Opening this month, Canopy by Hilton Atlanta Midtown highlights local artwork and design
STORY: Claire Ruhlin
Situated steps away from attractions such as the High Museum of Art and the Alliance Theatre, Midtown’s new, 15-story Canopy by Hilton Hotel borrows inspiration from the neighborhood’s vibrant arts scene and culinary landscape.
“The Canopy Culture is defined by who we are and how we interact with each other, our guests, our partners and our neighborhood,” says Vincent Bucci, chief enthusiast at Canopy by Hilton Atlanta Midtown. Partially owned and operated by Concord Hospitality, developed by Greystar and Whitman Peterson and designed by R2L:Architects, the hotel operates with the slogan “Positively Yours.”
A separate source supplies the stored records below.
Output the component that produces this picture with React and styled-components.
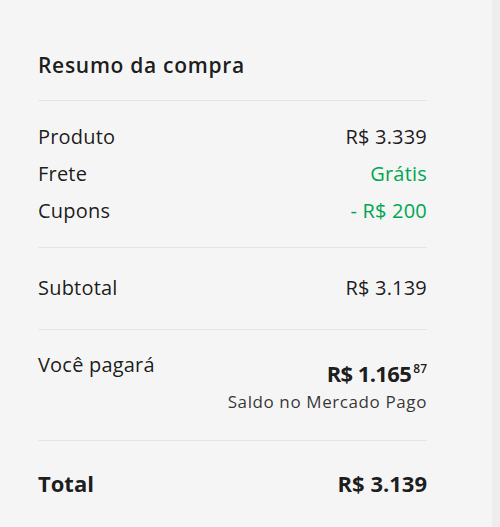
import React from 'react';
import styled, { createGlobalStyle } from 'styled-components';

const GlobalStyle = createGlobalStyle`
  html, body {
    margin: 0;
    padding: 0;
    background: #ededed;
  }
  body {
    font-family: "Open Sans", "Noto Sans", "Liberation Sans", sans-serif;
    color: rgba(0, 0, 0, 0.9);
  }
`;

const Page = styled.div`
  display: flex;
  height: 527px;
`;

const Panel = styled.aside`
  width: 389px;
  padding: 53px 65px 0 38px;
  background: #f5f5f5;
`;

const Strip = styled.div`
  flex: 1;
  background: #ededed;
`;

const Title = styled.h2`
  margin: 0;
  padding-bottom: 23px;
  font-size: 21px;
  line-height: 24px;
  font-weight: 600;
  letter-spacing: 0.7px;
`;

const Section = styled.section`
  border-top: 1px solid #e5e5e5;
  padding: ${(p) => p.$pad || '25px 0 25px'};
  display: flex;
  flex-direction: column;
  gap: 15px;
`;

const Row = styled.div`
  display: flex;
  justify-content: space-between;
  align-items: ${(p) => (p.$top ? 'flex-start' : 'center')};
  font-size: ${(p) => (p.$strong ? '22px' : '20px')};
  font-weight: ${(p) => (p.$strong ? 700 : 400)};
  line-height: ${(p) => (p.$strong ? '24px' : '22px')};
  letter-spacing: ${(p) => (p.$strong ? '0' : '0.2px')};
`;

const Value = styled.span`
  color: ${(p) => (p.$green ? '#00a650' : 'inherit')};
`;

const PayBox = styled.div`
  display: flex;
  flex-direction: column;
  align-items: flex-end;
  margin-top: 7px;
`;

const Amount = styled.span`
  font-size: 22px;
  font-weight: 700;
  line-height: 24px;
  letter-spacing: -0.6px;
`;

const Cents = styled.sup`
  font-size: 12px;
  font-weight: 600;
  margin-left: 2px;
  vertical-align: 9px;
  line-height: 0;
  letter-spacing: 0;
`;

const Note = styled.span`
  margin-top: 7px;
  font-size: 17px;
  line-height: 20px;
  letter-spacing: 0.6px;
  color: rgba(0, 0, 0, 0.8);
`;

export default function App() {
  return (
    <Page>
      <GlobalStyle />
      <Panel>
        <Title>Resumo da compra</Title>
        <Section>
          <Row>
            <span>Produto</span>
            <Value>R$ 3.339</Value>
          </Row>
          <Row>
            <span>Frete</span>
            <Value $green>Grátis</Value>
          </Row>
          <Row>
            <span>Cupons</span>
            <Value $green>- R$ 200</Value>
          </Row>
        </Section>
        <Section $pad="29px 0 30px">
          <Row>
            <span>Subtotal</span>
            <Value>R$ 3.139</Value>
          </Row>
        </Section>
        <Section $pad="24px 0 28px">
          <Row $top>
            <span>Você pagará</span>
            <PayBox>
              <Amount>
                R$ 1.165<Cents>87</Cents>
              </Amount>
              <Note>Saldo no Mercado Pago</Note>
            </PayBox>
          </Row>
        </Section>
        <Section $pad="30px 0 0">
          <Row $strong>
            <span>Total</span>
            <Value>R$ 3.139</Value>
          </Row>
        </Section>
      </Panel>
      <Strip />
    </Page>
  );
}
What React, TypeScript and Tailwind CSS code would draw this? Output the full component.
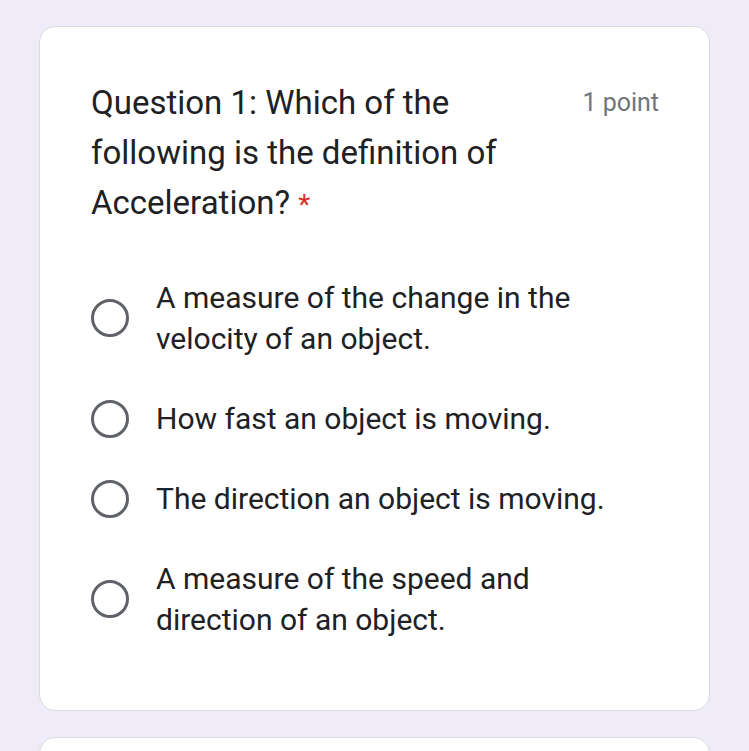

“Thoughtful local choices and surprising extras have been part of the brand DNA since its inception,” Bucci says. “Each property is a natural extension of its neighborhood as seen through local design, food and drink, and culture.”
Encompassing 176 rooms and four large Canopy suites with large windows offering city views, the hotel also offers a Canopy Retreat work or lounge area, more than 3,000 square feet of meeting space, an outdoor terrace and fireplace, a fitness room, a market and a curated cafe. One corner of the building is made entirely of glass, providing sweeping views of the downtown skyline.
The hotel also planted greenery along West Peachtree and worked with MARTA to relocate a subway stair enclosure that was previously obstructing pedestrian use of the sidewalk. It’s an approach that Bucci describes as modern yet functional. “That is one of our main goals at Canopy—making the hotel flow seamlessly into the surrounding environment.”
Decorated by design firm Krause Sawyer, the building also showcases work by Atlanta artists Kevin Chambers, Ryan Coleman and Emily Mann throughout—including a paint-lid wall, a custom mural in the lobby and stacked canvases. “Each of these artists has his or her own unique history in Atlanta, and therefore a unique take on what’s local,” Bucci says. “Regardless of who’s viewing it, it creates an attachment to the community.”